"The choice of the genre is not on my agenda"
India-born Hollywood director Manoj Night Shayamalan says he loves to scare viewers of his films but would have us believe that he does not consciously choose Sci-Fi genre.
"The choice of the genre is not on my agenda. I just think of a subject and it turns out to be of Sci-Fi genre. It's just that I love to scare people," says the director now in India promoting his forthcoming movie The Happening that is set to hit the screens worldwide on June 13.
Shayamalan's previous movies like The Sixth Sense, Signs, Unbreakable and The Village are known for their supernatural storylines and he says The Happening is "a bit like Alfred Hitchcock's Birds".
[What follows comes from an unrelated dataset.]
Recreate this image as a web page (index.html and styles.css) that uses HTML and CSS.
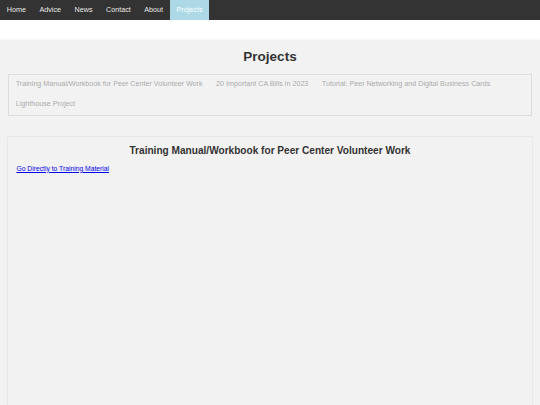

Shot extensively in the East Coast of the United States, in particular Philadelphia, Shayamalan's hometown, The Happening, starring Oscar-nominated actor Mark Wahlberg, Zooey Deschanel and Spencer Breslin, focuses on man's presence on Earth and explores the environment as the victim of his villainy.
The release of The Happening, a joint production of India's UTV Motion Pictures and Hollywood studio major 20th Century Fox, is important for Shyamalan because his previous two films The Village and Lady in Water did not earn critical appreciation nor impress the audience much.
However, Shayamalan claims he is not worried about criticism and would stick passionately to his work savaged by critics.
To a question about the standing of directors of Indian origin in Hollywood, Shyamalan said, "If the screenplay is good, it does not matter who you are and where you are from." As for himself, the director says, "I find myself accepted in Hollywood."
UTV Chief Executive Officer Ronny Screwvala said The Happening was the most high-profile Asian film co-production with a US studio budgeted at 57 million dollars.
Shyamalan has appeared in cameo roles in his films but does he aspire to play lead roles at some point of time? The director says he has been getting offers from other directors but playing such roles was not physically possible for him.
Even as Shyamalan is looking forward to the response to The Happening, he is already busy with his next film Avatar: The Last Airbender, inspired by a Japanese children's animation series.
Asked why he chooses Hollywood action heroes like Mel Gibson (in Signs), Bruce Willis (in The Sixth Sense) and Mark Wahlberg (as an ordinary school teacher on the run from a natural disaster that threatens the world in The Happening) for non-action roles, Shyamalan says he enjoys casting them in "surprising" roles.
"I like to cast action heroes not in action roles because they still infuse a kind of energy to the film," says the director.
That Shyamalan passionately believes in the kind of movies he makes is evident from his dour defence of them. Although his Lady in the Water, the story of a nymph living in a chamber beneath a swimming pool, flopped, he rates it as his best movie.